━━━━━ Data lines

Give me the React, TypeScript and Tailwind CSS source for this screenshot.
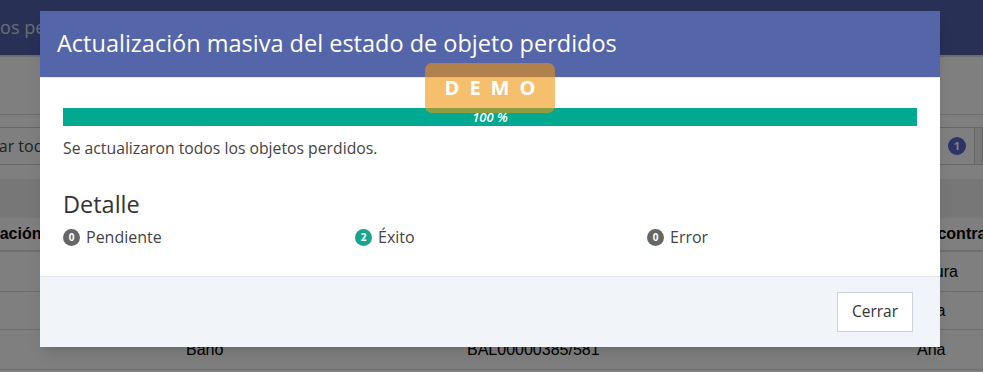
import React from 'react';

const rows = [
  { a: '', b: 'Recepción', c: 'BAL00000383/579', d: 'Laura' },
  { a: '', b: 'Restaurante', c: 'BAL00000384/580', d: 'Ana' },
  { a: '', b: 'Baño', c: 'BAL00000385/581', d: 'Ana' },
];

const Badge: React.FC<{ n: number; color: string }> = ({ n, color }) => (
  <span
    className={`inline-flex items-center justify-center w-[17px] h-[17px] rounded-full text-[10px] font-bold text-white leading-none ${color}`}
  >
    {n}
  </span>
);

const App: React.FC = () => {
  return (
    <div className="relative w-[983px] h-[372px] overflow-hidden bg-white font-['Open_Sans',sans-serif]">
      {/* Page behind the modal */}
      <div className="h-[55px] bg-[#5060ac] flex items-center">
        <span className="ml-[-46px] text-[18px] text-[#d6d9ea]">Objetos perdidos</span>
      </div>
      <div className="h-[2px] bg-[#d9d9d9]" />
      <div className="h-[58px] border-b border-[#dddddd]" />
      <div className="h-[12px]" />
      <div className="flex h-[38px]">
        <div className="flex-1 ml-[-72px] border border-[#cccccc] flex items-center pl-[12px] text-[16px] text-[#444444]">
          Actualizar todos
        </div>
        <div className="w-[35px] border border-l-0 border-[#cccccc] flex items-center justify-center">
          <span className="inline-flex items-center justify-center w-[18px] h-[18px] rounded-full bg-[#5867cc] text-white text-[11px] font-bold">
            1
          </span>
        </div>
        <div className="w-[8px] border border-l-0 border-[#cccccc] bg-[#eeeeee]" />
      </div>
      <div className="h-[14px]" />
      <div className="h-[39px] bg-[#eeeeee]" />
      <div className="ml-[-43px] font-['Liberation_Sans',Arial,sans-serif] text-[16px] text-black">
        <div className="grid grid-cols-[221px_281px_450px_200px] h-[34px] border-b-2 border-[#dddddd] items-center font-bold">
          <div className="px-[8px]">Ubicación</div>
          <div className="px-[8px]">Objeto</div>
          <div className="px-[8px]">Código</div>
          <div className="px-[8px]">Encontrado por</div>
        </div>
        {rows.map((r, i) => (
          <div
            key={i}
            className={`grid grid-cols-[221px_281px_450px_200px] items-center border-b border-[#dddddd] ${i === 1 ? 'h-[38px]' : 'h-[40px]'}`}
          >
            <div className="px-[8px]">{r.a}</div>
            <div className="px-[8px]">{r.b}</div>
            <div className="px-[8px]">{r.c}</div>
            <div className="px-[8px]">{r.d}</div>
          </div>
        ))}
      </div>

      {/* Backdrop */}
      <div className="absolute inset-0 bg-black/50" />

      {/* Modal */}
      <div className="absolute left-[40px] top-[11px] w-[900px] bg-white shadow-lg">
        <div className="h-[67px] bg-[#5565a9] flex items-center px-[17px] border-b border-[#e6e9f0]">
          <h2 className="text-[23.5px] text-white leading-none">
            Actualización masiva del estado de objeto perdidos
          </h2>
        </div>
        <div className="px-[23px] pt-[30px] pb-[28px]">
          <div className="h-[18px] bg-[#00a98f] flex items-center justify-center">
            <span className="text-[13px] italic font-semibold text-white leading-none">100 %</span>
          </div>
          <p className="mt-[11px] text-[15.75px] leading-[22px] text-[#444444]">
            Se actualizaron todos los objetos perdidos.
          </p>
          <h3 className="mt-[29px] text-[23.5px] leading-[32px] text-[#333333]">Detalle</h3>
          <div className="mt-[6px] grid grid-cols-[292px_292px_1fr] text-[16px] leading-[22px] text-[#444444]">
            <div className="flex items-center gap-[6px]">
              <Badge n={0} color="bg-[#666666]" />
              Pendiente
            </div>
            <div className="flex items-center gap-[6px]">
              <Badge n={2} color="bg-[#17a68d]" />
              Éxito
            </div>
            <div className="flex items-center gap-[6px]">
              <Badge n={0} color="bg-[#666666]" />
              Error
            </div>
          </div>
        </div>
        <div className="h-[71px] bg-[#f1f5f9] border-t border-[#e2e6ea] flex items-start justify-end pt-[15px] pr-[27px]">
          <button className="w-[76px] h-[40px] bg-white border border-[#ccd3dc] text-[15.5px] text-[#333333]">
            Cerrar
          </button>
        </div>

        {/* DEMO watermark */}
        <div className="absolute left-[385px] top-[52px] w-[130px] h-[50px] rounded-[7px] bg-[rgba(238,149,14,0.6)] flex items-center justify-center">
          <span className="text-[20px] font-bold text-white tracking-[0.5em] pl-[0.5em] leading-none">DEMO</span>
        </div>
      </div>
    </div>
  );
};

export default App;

━━━━━━━━━━

Brief: Each line of the data should be quoted exactly, with pictures left out.

Answer to this task:
Give me the React, TypeScript and Tailwind CSS source for this screenshot.
import React from 'react';

const rows = [
  { a: '', b: 'Recepción', c: 'BAL00000383/579', d: 'Laura' },
  { a: '', b: 'Restaurante', c: 'BAL00000384/580', d: 'Ana' },
  { a: '', b: 'Baño', c: 'BAL00000385/581', d: 'Ana' },
];

const Badge: React.FC<{ n: number; color: string }> = ({ n, color }) => (
  <span
    className={`inline-flex items-center justify-center w-[17px] h-[17px] rounded-full text-[10px] font-bold text-white leading-none ${color}`}
  >
    {n}
  </span>
);

const App: React.FC = () => {
  return (
    <div className="relative w-[983px] h-[372px] overflow-hidden bg-white font-['Open_Sans',sans-serif]">
      {/* Page behind the modal */}
      <div className="h-[55px] bg-[#5060ac] flex items-center">
        <span className="ml-[-46px] text-[18px] text-[#d6d9ea]">Objetos perdidos</span>
      </div>
      <div className="h-[2px] bg-[#d9d9d9]" />
      <div className="h-[58px] border-b border-[#dddddd]" />
      <div className="h-[12px]" />
      <div className="flex h-[38px]">
        <div className="flex-1 ml-[-72px] border border-[#cccccc] flex items-center pl-[12px] text-[16px] text-[#444444]">
          Actualizar todos
        </div>
        <div className="w-[35px] border border-l-0 border-[#cccccc] flex items-center justify-center">
          <span className="inline-flex items-center justify-center w-[18px] h-[18px] rounded-full bg-[#5867cc] text-white text-[11px] font-bold">
            1
          </span>
        </div>
        <div className="w-[8px] border border-l-0 border-[#cccccc] bg-[#eeeeee]" />
      </div>
      <div className="h-[14px]" />
      <div className="h-[39px] bg-[#eeeeee]" />
      <div className="ml-[-43px] font-['Liberation_Sans',Arial,sans-serif] text-[16px] text-black">
        <div className="grid grid-cols-[221px_281px_450px_200px] h-[34px] border-b-2 border-[#dddddd] items-center font-bold">
          <div className="px-[8px]">Ubicación</div>
          <div className="px-[8px]">Objeto</div>
          <div className="px-[8px]">Código</div>
          <div className="px-[8px]">Encontrado por</div>
        </div>
        {rows.map((r, i) => (
          <div
            key={i}
            className={`grid grid-cols-[221px_281px_450px_200px] items-center border-b border-[#dddddd] ${i === 1 ? 'h-[38px]' : 'h-[40px]'}`}
          >
            <div className="px-[8px]">{r.a}</div>
            <div className="px-[8px]">{r.b}</div>
            <div className="px-[8px]">{r.c}</div>
            <div className="px-[8px]">{r.d}</div>
          </div>
        ))}
      </div>

      {/* Backdrop */}
      <div className="absolute inset-0 bg-black/50" />

      {/* Modal */}
      <div className="absolute left-[40px] top-[11px] w-[900px] bg-white shadow-lg">
        <div className="h-[67px] bg-[#5565a9] flex items-center px-[17px] border-b border-[#e6e9f0]">
          <h2 className="text-[23.5px] text-white leading-none">
            Actualización masiva del estado de objeto perdidos
          </h2>
        </div>
        <div className="px-[23px] pt-[30px] pb-[28px]">
          <div className="h-[18px] bg-[#00a98f] flex items-center justify-center">
            <span className="text-[13px] italic font-semibold text-white leading-none">100 %</span>
          </div>
          <p className="mt-[11px] text-[15.75px] leading-[22px] text-[#444444]">
            Se actualizaron todos los objetos perdidos.
          </p>
          <h3 className="mt-[29px] text-[23.5px] leading-[32px] text-[#333333]">Detalle</h3>
          <div className="mt-[6px] grid grid-cols-[292px_292px_1fr] text-[16px] leading-[22px] text-[#444444]">
            <div className="flex items-center gap-[6px]">
              <Badge n={0} color="bg-[#666666]" />
              Pendiente
            </div>
            <div className="flex items-center gap-[6px]">
              <Badge n={2} color="bg-[#17a68d]" />
              Éxito
            </div>
            <div className="flex items-center gap-[6px]">
              <Badge n={0} color="bg-[#666666]" />
              Error
            </div>
          </div>
        </div>
        <div className="h-[71px] bg-[#f1f5f9] border-t border-[#e2e6ea] flex items-start justify-end pt-[15px] pr-[27px]">
          <button className="w-[76px] h-[40px] bg-white border border-[#ccd3dc] text-[15.5px] text-[#333333]">
            Cerrar
          </button>
        </div>

        {/* DEMO watermark */}
        <div className="absolute left-[385px] top-[52px] w-[130px] h-[50px] rounded-[7px] bg-[rgba(238,149,14,0.6)] flex items-center justify-center">
          <span className="text-[20px] font-bold text-white tracking-[0.5em] pl-[0.5em] leading-none">DEMO</span>
        </div>
      </div>
    </div>
  );
};

export default App;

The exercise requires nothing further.